In an aspect, one or more packet forwarding entities may be implemented as a multi-core system 140. In particular, a stateful packet forwarding entity may be implemented as a multi-core system 140. For instance, the UPF may store state information about flows and process packets based on the state information. Other examples of stateful packet forwarding entities include a packet data gateway or a firewall. A multi-core system 140 may be used for such stateful packet forwarding entities to take advantage of multi-threaded parallel processing capabilities of multiple processing cores 142. The multi-core system 140 includes a plurality of processing cores 142. For example, the multi-core system 140 may include a central processing unit (CPU) such as a server grade X86 processor. The multi-core system may have one or more physical chips that provide a plurality of virtual CPUs (vCPUs). Each vCPU may be able to handle a thread of execution in parallel with the other vCPUs. In a general purpose multi-core system, an operating system may use context switching to assign different threads of execution to vCPUs as needed.

Typically, a stateful packet forwarding entity on a multi-core system 140 may lock a plurality of vCPUs to certain threads of execution for packet processing. For instance, in an implementation, a plurality of the processing cores 142 (e.g., vCPUs) may be locked to a packet processing thread of execution using a pull mode driver that occupies the processing core 142 at all times. Locking a thread of execution to a processing core 142 may reduce the overhead of context switching among threads and improve performance of the packet processing. As illustrated, the multi-core system 140 may include a plurality of packet handler cores 142 (e.g., core 142a, 142b, and 142c). In some implementations, the multi-core system 140 may also execute an internal flow traffic controller 150 that is configured to distribute traffic flows among the processing cores 142 that are dedicated to packet processing. The internal flow traffic controller 150 may execute on one or more other cores (not shown).

As an example of packet processing within a communications network 100, processing for an uplink traffic flow from the UE 110 to the server 132 is described. The UE 110 may have multiple flows 160 (e.g., a first flow 160a and a second flow 160b) within a session that communicate with the server 132 (for example, using different protocols or session identifiers). The UE 110 sends a packet to the server 132 via the access network 120. The access network 120 routes the packet to the multi-core system 140. For instance, the node B 124 may be configured with a tunnel (e.g., a general packet radio service (GPRS) tunneling protocol (GTP) tunnel) to a UPF implemented on the multi-core system 140. A multi-core system 140 may be used to implement other packet forwarding nodes in the communications network 100. In some implementations, to meet the latency goals for 5G networks and beyond, the multi-core system 140 may be designed to minimize queuing and processing time for network traffic packets traversing the multi-core system 140.

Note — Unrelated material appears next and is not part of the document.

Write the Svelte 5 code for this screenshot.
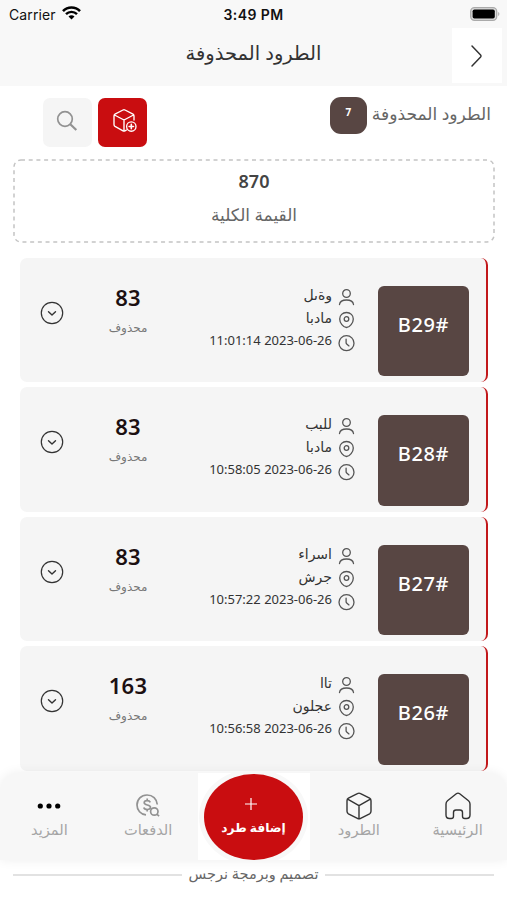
<script lang="ts">
  const parcels = [
    { id: '#B29', name: 'وةىل', city: 'مادبا', date: '2023-06-26 11:01:14', price: 83 },
    { id: '#B28', name: 'للبب', city: 'مادبا', date: '2023-06-26 10:58:05', price: 83 },
    { id: '#B27', name: 'اسراء', city: 'جرش', date: '2023-06-26 10:57:22', price: 83 },
    { id: '#B26', name: 'تاا', city: 'عجلون', date: '2023-06-26 10:56:58', price: 163 }
  ];

  let openId = $state('');

  function toggle(id: string) {
    openId = openId === id ? '' : id;
  }
</script>

<div class="screen" dir="rtl">
  <header>
    <div class="status" dir="ltr">
      <div class="carrier">
        <span>Carrier</span>
        <svg width="19" height="14" viewBox="0 0 19 14" fill="none" stroke="#000">
          <path d="M1 5.1C5.7.3 13.3.3 18 5.1" stroke-width="2.6" />
          <path d="M4 8.2c3-3.1 8-3.1 11 0" stroke-width="2.4" />
          <path d="M9.5 13.6 6.5 10.6c1.7-1.7 4.3-1.7 6 0z" fill="#000" stroke="none" />
        </svg>
      </div>
      <div class="time">3:49 PM</div>
      <svg class="battery" width="30" height="14" viewBox="0 0 30 14">
        <rect x=".7" y=".7" width="26" height="12.6" rx="3.8" fill="#ddd" stroke="#aaa" stroke-width="1.3" />
        <rect x="2.6" y="2.5" width="22.2" height="9" rx="1.8" fill="#000" />
        <path d="M28.2 5c1.6.5 1.6 3.5 0 4z" fill="#aaa" />
      </svg>
    </div>
    <div class="title-bar">
      <button class="back" aria-label="رجوع">
        <svg width="14" height="24" viewBox="0 0 14 24" fill="none" stroke="#333" stroke-width="1.5" stroke-linecap="round" stroke-linejoin="round">
          <path d="m2 2 8.6 9q.9 1 0 2L2 22" />
        </svg>
      </button>
      <h1>الطرود المحذوفة</h1>
    </div>
  </header>

  <div class="tools">
    <h2>الطرود المحذوفة</h2>
    <span class="count">{7}</span>
    <button class="tool add" aria-label="إضافة">
      <svg width="25" height="25" viewBox="0 0 25 25" fill="none" stroke="#fff" stroke-width="1.35" stroke-linejoin="round" stroke-linecap="round">
        <path d="M22 12V8q0-1.2-1-1.8L13 2q-1-.5-2 0L3 6.2Q2 6.8 2 8v8.500q0 1.200 1 1.800l8 4.500q1 .5 2 0l1.500-.8M2.500 7 12 12l9.500-5M12 12v11" />
        <circle cx="19.300" cy="18.500" r="4.700" fill="#c90d10" />
        <path d="M19.300 16.300v4.400M17.100 18.500h4.400" stroke-width="1.600" />
      </svg>
    </button>
    <button class="tool search" aria-label="بحث">
      <svg width="22" height="22" viewBox="0 0 22 22" fill="none" stroke="#929292" stroke-width="1.7">
        <circle cx="9" cy="9" r="7.300" />
        <path d="m14.300 14.300 6 5.700" stroke-width="2.200" />
      </svg>
    </button>
  </div>

  <div class="total">
    <svg class="dashes" width="482" height="84">
      <rect x="1" y="1" width="480" height="82" rx="7" />
    </svg>
    <strong>870</strong>
    <span>القيمة الكلية</span>
  </div>

  <main>
    {#each parcels as parcel}
      <article class="card">
        <div class="tile">{parcel.id}</div>
        <div class="info">
          <div class="line">
            <svg width="17" height="18" viewBox="0 0 17 18">
              <circle cx="8.500" cy="5.500" r="3.800" />
              <path d="M1.500 16.500c.8-6 13.200-6 14 0" />
            </svg>
            <span>{parcel.name}</span>
          </div>
          <div class="line">
            <svg width="17" height="18" viewBox="0 0 17 18">
              <path d="M8.500 1.500c-4 0-6.800 2.800-6.800 6.400 0 4 3.500 8.600 6.800 8.600s6.800-4.600 6.800-8.600c0-3.600-2.800-6.400-6.800-6.400z" />
              <circle cx="8.500" cy="8" r="2.300" />
            </svg>
            <span>{parcel.city}</span>
          </div>
          <div class="line">
            <svg width="17" height="18" viewBox="0 0 17 18">
              <circle cx="8.500" cy="9.200" r="7.500" />
              <path d="M8.100 5.200v3.500q0 .7.6 1.200l2.300 2" />
            </svg>
            <span class="date">{parcel.date}</span>
          </div>
        </div>
        <div class="amount">
          <strong>{parcel.price}</strong>
          <span>محذوف</span>
        </div>
        <button class="expand" class:open={openId === parcel.id} onclick={() => toggle(parcel.id)} aria-label="تفاصيل">
          <svg width="24" height="24" viewBox="0 0 24 24" fill="none" stroke="#333" stroke-width="1.200" stroke-linecap="round" stroke-linejoin="round">
            <circle cx="12" cy="12" r="10.700" />
            <path d="m8.500 10.700 3.500 3.400 3.500-3.400" stroke-width="1.400" />
          </svg>
        </button>
      </article>
    {/each}
  </main>

  <nav>
    <a class="tab" href="#home">
      <svg width="28" height="28" viewBox="0 0 28 28" fill="none" stroke="#333" stroke-width="1.400" stroke-linejoin="round">
        <path d="M2 12q0-2 1.500-3.200L12.300 1.800q1.700-1.300 3.400 0l8.800 7Q26 10 26 12v11q0 3.500-3.500 3.500h-1.700q-2.300 0-2.300-2.300v-3.700q0-2.500-2.500-2.500h-4q-2.500 0-2.500 2.500v3.700q0 2.300-2.300 2.300H5.500Q2 26.500 2 23z" />
      </svg>
      <span>الرئيسية</span>
    </a>
    <a class="tab" href="#parcels">
      <svg width="28" height="28" viewBox="0 0 28 28" fill="none" stroke="#333" stroke-width="1.400" stroke-linejoin="round">
        <path d="M12.400 1.600q1.600-.9 3.200 0l9 4.600Q26 7 26 8.700v10.600q0 1.700-1.400 2.500l-9 4.600q-1.600.9-3.200 0l-9-4.600Q2 21 2 19.300V8.700Q2 7 3.400 6.200zM2.600 7.200 14 13.600l11.400-6.400M14 13.600v13" />
      </svg>
      <span>الطرود</span>
    </a>
    <div class="middle">
      <button class="new">
        <svg width="14" height="14" viewBox="0 0 14 14" stroke="#fff" stroke-width="1.200">
          <path d="M7 1v12M1 7h12" />
        </svg>
        <span>إضافة طرد</span>
      </button>
    </div>
    <a class="tab" href="#payments">
      <svg width="28" height="28" viewBox="0 0 28 28" fill="none" stroke="#929292" stroke-width="1.700">
        <path d="M23.300 12.500C22.800 6.800 18.700 3 13 3 7.200 3 3 7.300 3 13c0 5.200 3.700 9.400 9 9.900" />
        <path d="M16.300 10.300c-.5-1.200-1.600-1.700-3.200-1.700-1.700 0-2.900.8-2.900 2.100 0 3 6.300 1.600 6.300 4.600 0 1.500-1.300 2.200-3.200 2.200s-3.100-.7-3.500-2.100M13.200 6.600v2M13.200 17.500v2" />
        <circle cx="20.300" cy="19.500" r="3.700" />
        <path d="m22.800 22.200 2.300 1.900" />
      </svg>
      <span>الدفعات</span>
    </a>
    <a class="tab" href="#more">
      <svg width="28" height="28" viewBox="0 0 28 28" fill="#000">
        <circle cx="5.300" cy="14" r="2.600" />
        <circle cx="14" cy="14" r="2.600" />
        <circle cx="22.700" cy="14" r="2.600" />
      </svg>
      <span>المزيد</span>
    </a>
  </nav>

  <footer><span>تصميم وبرمجة نرجس</span></footer>
</div>

<style>
  :global(body) {
    background: #fff;
  }

  .screen {
    height: 900px;
    overflow: hidden;
    display: flex;
    flex-direction: column;
    font-family: 'Noto Sans', 'DejaVu Sans', sans-serif;
    color: #333;
  }

  button {
    border: 0;
    padding: 0;
    font-family: inherit;
    cursor: pointer;
    display: flex;
    align-items: center;
    justify-content: center;
  }

  h1, h2 {
    margin: 0;
    font-weight: 400;
    white-space: nowrap;
  }

  svg {
    display: block;
    flex-shrink: 0;
  }

  header {
    height: 86px;
    flex-shrink: 0;
    background: #f8f8f8;
  }

  .status {
    height: 28px;
    display: grid;
    grid-template-columns: 1fr auto 1fr;
    align-items: center;
    padding: 0 7px 0 9px;
    font-family: Inter, sans-serif;
    font-size: 14px;
    color: #111;
  }

  .carrier {
    display: flex;
    align-items: center;
    gap: 6px;
    letter-spacing: 0.1px;
  }

  .carrier svg {
    margin-top: -2px;
  }

  .time {
    margin-right: 2px;
    font-weight: 600;
    letter-spacing: 0.4px;
  }

  .battery {
    justify-self: end;
    margin-top: -1px;
  }

  .title-bar {
    height: 55px;
    display: grid;
    grid-template-columns: 50px 1fr 50px;
    padding: 0 5px;
  }

  .back {
    background: #fff;
  }

  h1 {
    text-align: center;
    font-size: 19.5px;
    line-height: 49px;
    color: #333;
  }

  .tools {
    height: 73px;
    flex-shrink: 0;
    display: flex;
    align-items: flex-start;
    padding: 11px 16px 0 43px;
    box-sizing: border-box;
  }

  h2 {
    font-size: 17.1px;
    line-height: 33px;
    color: #666;
  }

  .count {
    width: 37px;
    height: 37px;
    margin: 0 5px 0 auto;
    border-radius: 11px;
    background: #584643;
    color: #fff;
    font-size: 10px;
    font-weight: 700;
    line-height: 31px;
    text-align: center;
  }

  .tool {
    width: 49px;
    height: 49px;
    margin-top: 1px;
    padding-bottom: 4px;
    border-radius: 7px;
    background: #f5f5f5;
  }

  .search {
    padding-right: 2px;
  }

  .add {
    background: #c90d10;
    margin-left: 6px;
    padding-left: 4px;
  }

  .total {
    position: relative;
    height: 84px;
    width: 482px;
    margin: 0 12px 0 13px;
    flex-shrink: 0;
    display: flex;
    flex-direction: column;
    align-items: center;
    color: #666;
  }

  .dashes {
    position: absolute;
    inset: 0;
    fill: none;
    stroke: #c4c4c4;
    stroke-width: 1.5;
    stroke-dasharray: 4 3.7;
  }

  .total strong {
    margin-top: 8px;
    font-size: 18px;
    font-weight: 600;
    line-height: 28px;
    color: #444;
  }

  .total span {
    margin-top: 6px;
    font-size: 17px;
    line-height: 28px;
  }

  main {
    height: 530px;
    flex-shrink: 0;
    box-sizing: border-box;
    padding: 14.5px 19px 0 20px;
    display: flex;
    flex-direction: column;
    gap: 5px;
    overflow: hidden;
  }

  .card {
    height: 124.5px;
    box-sizing: border-box;
    flex-shrink: 0;
    display: flex;
    align-items: flex-start;
    background: #f5f5f5;
    border-right: 2px solid #c2181b;
    border-radius: 7px;
    padding: 28px 17px 0 20px;
  }

  .tile {
    width: 91px;
    height: 90.5px;
    box-sizing: border-box;
    border-radius: 6px;
    background: #584643;
    color: #fff;
    font-size: 20px;
    font-weight: 500;
    letter-spacing: 0.6px;
    line-height: 78px;
    text-align: center;
  }

  .info {
    width: 184px;
    margin-right: 22px;
  }

  .line {
    height: 23.2px;
    display: flex;
    gap: 7px;
    font-size: 14px;
    line-height: 17px;
    white-space: nowrap;
  }

  .line svg {
    margin: 2px 1px 0 -1px;
    fill: none;
    stroke: #555;
    stroke-width: 1.3;
    stroke-linecap: round;
  }

  .date {
    font-size: 13px;
    line-height: 17px;
  }

  .amount {
    width: 90px;
    margin-right: -1px;
    display: flex;
    flex-direction: column;
    align-items: center;
  }

  .amount strong {
    margin-top: -4px;
    font-size: 22px;
    font-weight: 600;
    line-height: 30px;
    letter-spacing: 0.2px;
    color: #1c1012;
  }

  .amount span {
    margin-top: 6px;
    font-size: 12px;
    line-height: 20px;
    color: #777;
  }

  .expand {
    background: none;
    margin: 15px auto 0 0;
  }

  .expand.open {
    transform: rotate(180deg);
  }

  nav {
    height: 87px;
    flex-shrink: 0;
    display: flex;
    background: #f7f7f7;
    border-radius: 18px 18px 0 0;
    box-shadow: 0 0 12px rgba(0, 0, 0, 0.07);
    position: relative;
  }

  .tab {
    flex: 1;
    display: flex;
    flex-direction: column;
    align-items: center;
    padding-top: 19px;
    text-decoration: none;
    color: #a5a5a5;
    font-size: 14.6px;
    line-height: 18px;
  }

  .middle {
    width: 112px;
    background: #fff;
    overflow: hidden;
  }

  .new {
    width: 99px;
    height: 86px;
    margin: 1px 6.5px 0 auto;
    border-radius: 50%;
    background: #c90d10;
    box-shadow: 0 0 0 5px #f8f8f8;
    color: #fff;
    flex-direction: column;
    font-size: 12.2px;
    font-weight: 700;
    line-height: 20px;
    gap: 7px;
  }

  .new svg {
    margin-left: 5px;
    align-self: center;
    transform: translateX(-5px);
  }

  footer {
    height: 40px;
    margin: 0 13px;
    display: flex;
    align-items: flex-start;
    gap: 7px;
    font-size: 14.5px;
    line-height: 27px;
    color: #666;
    white-space: nowrap;
  }

  footer::before,
  footer::after {
    content: '';
    flex: 1;
    height: 2px;
    margin-top: 14px;
    background: #e2e2e2;
  }
</style>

The internal flow traffic controller 150 may decide the packet processing core based on a hash. The selected core 142 (e.g., a first packet handler core 142a) processes the packet and routes the packet to the server 132. With conventional flow assignment based on hashing, each flow for a session may be assigned to the same core 142, for example, based on a session identifier. Such an assignment scheme may contribute to core skew by assigning multiple flows to the same core. With a more sophisticated hashing algorithm, the first flow 160 and the second flow 162 may be assigned to different processing cores (e.g., the first packet handler core 142a and the third packet handler core 142c). While better distribution of flows may improve load balancing among the cores 142, the hashing algorithm may not consider information about CPU utilization of flow characteristics to assign the core 142 to each flow. Accordingly, large volume flows may end up assigned to the same core 142, which may result in uneven utilization of the cores 142 and performance degradation.

In an aspect, the internal flow traffic controller 150 is configured to dynamically rebalance flows among the plurality of processing cores 142. The internal flow traffic controller 150 is configured to distribute new incoming flows of network traffic to one of the plurality of processing cores. The internal flow traffic controller 150 is configured to identify, based on an imbalance among the plurality of processing cores, an overloaded processing core to rebalance. The internal flow traffic controller 150 is configured to identify a subject flow to move from the overloaded processing core. The internal flow traffic controller 150 is configured to identify a target processing core with a lowest utilization. The internal flow traffic controller 150 is configured to migrate processing of the subject flow from the overloaded processing core to the target processing core.

FIG. 2 is a diagram 200 showing load imbalance among processing cores 142. For simplicity, three processing cores are illustrated at each point in time. It should be understood that a multi-core system 140 may include a larger number of cores.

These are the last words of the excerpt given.